- [Recorded information]:
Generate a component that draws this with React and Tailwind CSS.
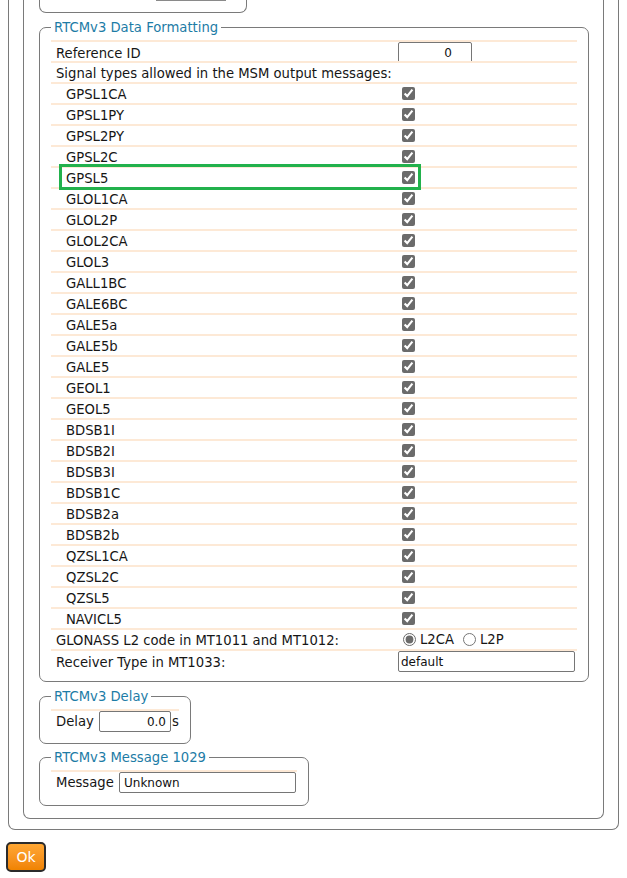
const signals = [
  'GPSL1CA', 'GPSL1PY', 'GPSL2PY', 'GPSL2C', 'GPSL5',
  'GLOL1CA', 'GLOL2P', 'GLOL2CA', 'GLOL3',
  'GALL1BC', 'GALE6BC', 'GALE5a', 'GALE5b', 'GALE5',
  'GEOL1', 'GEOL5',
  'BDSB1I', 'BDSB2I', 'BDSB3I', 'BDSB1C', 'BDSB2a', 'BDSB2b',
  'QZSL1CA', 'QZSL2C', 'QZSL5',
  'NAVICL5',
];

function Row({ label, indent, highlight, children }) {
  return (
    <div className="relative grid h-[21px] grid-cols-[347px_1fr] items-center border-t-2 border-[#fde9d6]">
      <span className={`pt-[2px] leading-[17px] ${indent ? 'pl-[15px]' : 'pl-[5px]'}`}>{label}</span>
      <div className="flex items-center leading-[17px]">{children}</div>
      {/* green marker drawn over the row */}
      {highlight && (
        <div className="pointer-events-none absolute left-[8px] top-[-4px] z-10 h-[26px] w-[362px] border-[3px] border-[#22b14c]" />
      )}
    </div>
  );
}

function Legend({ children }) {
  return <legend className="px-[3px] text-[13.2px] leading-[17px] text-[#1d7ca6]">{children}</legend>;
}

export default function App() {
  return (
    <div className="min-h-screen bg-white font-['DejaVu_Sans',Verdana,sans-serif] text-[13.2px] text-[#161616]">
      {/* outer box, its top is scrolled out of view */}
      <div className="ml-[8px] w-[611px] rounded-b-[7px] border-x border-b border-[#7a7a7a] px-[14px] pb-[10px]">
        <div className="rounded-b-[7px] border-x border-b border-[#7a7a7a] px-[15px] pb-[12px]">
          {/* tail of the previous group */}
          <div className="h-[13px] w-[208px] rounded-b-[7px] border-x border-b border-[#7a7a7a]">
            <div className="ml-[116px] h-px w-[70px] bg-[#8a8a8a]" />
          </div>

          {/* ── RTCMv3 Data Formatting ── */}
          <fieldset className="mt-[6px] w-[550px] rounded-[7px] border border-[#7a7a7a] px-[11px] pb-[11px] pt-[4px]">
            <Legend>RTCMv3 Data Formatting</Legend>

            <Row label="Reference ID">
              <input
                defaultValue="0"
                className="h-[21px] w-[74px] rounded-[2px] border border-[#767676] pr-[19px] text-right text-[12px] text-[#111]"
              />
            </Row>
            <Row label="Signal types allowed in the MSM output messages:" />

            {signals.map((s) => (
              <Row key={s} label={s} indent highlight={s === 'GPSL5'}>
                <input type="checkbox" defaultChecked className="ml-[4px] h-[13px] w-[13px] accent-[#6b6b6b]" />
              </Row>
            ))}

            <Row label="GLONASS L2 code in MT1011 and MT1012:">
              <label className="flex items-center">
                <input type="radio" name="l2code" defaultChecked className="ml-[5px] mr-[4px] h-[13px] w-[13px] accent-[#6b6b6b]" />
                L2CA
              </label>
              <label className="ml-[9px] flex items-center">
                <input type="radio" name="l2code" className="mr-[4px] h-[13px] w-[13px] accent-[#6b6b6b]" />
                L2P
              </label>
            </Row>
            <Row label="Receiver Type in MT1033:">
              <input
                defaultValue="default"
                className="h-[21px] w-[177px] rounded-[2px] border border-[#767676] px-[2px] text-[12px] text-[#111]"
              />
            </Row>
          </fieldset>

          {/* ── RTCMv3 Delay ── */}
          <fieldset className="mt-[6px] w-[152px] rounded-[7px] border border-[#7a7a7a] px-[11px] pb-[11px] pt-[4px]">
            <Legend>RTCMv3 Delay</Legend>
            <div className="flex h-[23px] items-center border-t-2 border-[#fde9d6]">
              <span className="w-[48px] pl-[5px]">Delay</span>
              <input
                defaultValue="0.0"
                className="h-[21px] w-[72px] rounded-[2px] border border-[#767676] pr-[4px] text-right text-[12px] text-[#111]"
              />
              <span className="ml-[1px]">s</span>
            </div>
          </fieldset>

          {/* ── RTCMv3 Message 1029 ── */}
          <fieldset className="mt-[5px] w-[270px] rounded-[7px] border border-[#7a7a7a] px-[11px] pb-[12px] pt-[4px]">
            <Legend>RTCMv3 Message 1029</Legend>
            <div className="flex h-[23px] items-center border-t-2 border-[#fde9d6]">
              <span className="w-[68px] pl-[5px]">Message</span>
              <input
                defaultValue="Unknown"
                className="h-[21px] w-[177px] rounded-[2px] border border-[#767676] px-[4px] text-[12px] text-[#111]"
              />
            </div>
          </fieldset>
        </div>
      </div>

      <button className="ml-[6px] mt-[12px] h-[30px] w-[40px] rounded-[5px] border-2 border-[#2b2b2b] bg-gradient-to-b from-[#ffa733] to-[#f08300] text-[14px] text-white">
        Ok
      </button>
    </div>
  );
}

- [What the exercise asks]:
Pictures excluded, quote all the data above exactly.

- [Written response]:
Generate a component that draws this with React and Tailwind CSS.
const signals = [
  'GPSL1CA', 'GPSL1PY', 'GPSL2PY', 'GPSL2C', 'GPSL5',
  'GLOL1CA', 'GLOL2P', 'GLOL2CA', 'GLOL3',
  'GALL1BC', 'GALE6BC', 'GALE5a', 'GALE5b', 'GALE5',
  'GEOL1', 'GEOL5',
  'BDSB1I', 'BDSB2I', 'BDSB3I', 'BDSB1C', 'BDSB2a', 'BDSB2b',
  'QZSL1CA', 'QZSL2C', 'QZSL5',
  'NAVICL5',
];

function Row({ label, indent, highlight, children }) {
  return (
    <div className="relative grid h-[21px] grid-cols-[347px_1fr] items-center border-t-2 border-[#fde9d6]">
      <span className={`pt-[2px] leading-[17px] ${indent ? 'pl-[15px]' : 'pl-[5px]'}`}>{label}</span>
      <div className="flex items-center leading-[17px]">{children}</div>
      {/* green marker drawn over the row */}
      {highlight && (
        <div className="pointer-events-none absolute left-[8px] top-[-4px] z-10 h-[26px] w-[362px] border-[3px] border-[#22b14c]" />
      )}
    </div>
  );
}

function Legend({ children }) {
  return <legend className="px-[3px] text-[13.2px] leading-[17px] text-[#1d7ca6]">{children}</legend>;
}

export default function App() {
  return (
    <div className="min-h-screen bg-white font-['DejaVu_Sans',Verdana,sans-serif] text-[13.2px] text-[#161616]">
      {/* outer box, its top is scrolled out of view */}
      <div className="ml-[8px] w-[611px] rounded-b-[7px] border-x border-b border-[#7a7a7a] px-[14px] pb-[10px]">
        <div className="rounded-b-[7px] border-x border-b border-[#7a7a7a] px-[15px] pb-[12px]">
          {/* tail of the previous group */}
          <div className="h-[13px] w-[208px] rounded-b-[7px] border-x border-b border-[#7a7a7a]">
            <div className="ml-[116px] h-px w-[70px] bg-[#8a8a8a]" />
          </div>

          {/* ── RTCMv3 Data Formatting ── */}
          <fieldset className="mt-[6px] w-[550px] rounded-[7px] border border-[#7a7a7a] px-[11px] pb-[11px] pt-[4px]">
            <Legend>RTCMv3 Data Formatting</Legend>

            <Row label="Reference ID">
              <input
                defaultValue="0"
                className="h-[21px] w-[74px] rounded-[2px] border border-[#767676] pr-[19px] text-right text-[12px] text-[#111]"
              />
            </Row>
            <Row label="Signal types allowed in the MSM output messages:" />

            {signals.map((s) => (
              <Row key={s} label={s} indent highlight={s === 'GPSL5'}>
                <input type="checkbox" defaultChecked className="ml-[4px] h-[13px] w-[13px] accent-[#6b6b6b]" />
              </Row>
            ))}

            <Row label="GLONASS L2 code in MT1011 and MT1012:">
              <label className="flex items-center">
                <input type="radio" name="l2code" defaultChecked className="ml-[5px] mr-[4px] h-[13px] w-[13px] accent-[#6b6b6b]" />
                L2CA
              </label>
              <label className="ml-[9px] flex items-center">
                <input type="radio" name="l2code" className="mr-[4px] h-[13px] w-[13px] accent-[#6b6b6b]" />
                L2P
              </label>
            </Row>
            <Row label="Receiver Type in MT1033:">
              <input
                defaultValue="default"
                className="h-[21px] w-[177px] rounded-[2px] border border-[#767676] px-[2px] text-[12px] text-[#111]"
              />
            </Row>
          </fieldset>

          {/* ── RTCMv3 Delay ── */}
          <fieldset className="mt-[6px] w-[152px] rounded-[7px] border border-[#7a7a7a] px-[11px] pb-[11px] pt-[4px]">
            <Legend>RTCMv3 Delay</Legend>
            <div className="flex h-[23px] items-center border-t-2 border-[#fde9d6]">
              <span className="w-[48px] pl-[5px]">Delay</span>
              <input
                defaultValue="0.0"
                className="h-[21px] w-[72px] rounded-[2px] border border-[#767676] pr-[4px] text-right text-[12px] text-[#111]"
              />
              <span className="ml-[1px]">s</span>
            </div>
          </fieldset>

          {/* ── RTCMv3 Message 1029 ── */}
          <fieldset className="mt-[5px] w-[270px] rounded-[7px] border border-[#7a7a7a] px-[11px] pb-[12px] pt-[4px]">
            <Legend>RTCMv3 Message 1029</Legend>
            <div className="flex h-[23px] items-center border-t-2 border-[#fde9d6]">
              <span className="w-[68px] pl-[5px]">Message</span>
              <input
                defaultValue="Unknown"
                className="h-[21px] w-[177px] rounded-[2px] border border-[#767676] px-[4px] text-[12px] text-[#111]"
              />
            </div>
          </fieldset>
        </div>
      </div>

      <button className="ml-[6px] mt-[12px] h-[30px] w-[40px] rounded-[5px] border-2 border-[#2b2b2b] bg-gradient-to-b from-[#ffa733] to-[#f08300] text-[14px] text-white">
        Ok
      </button>
    </div>
  );
}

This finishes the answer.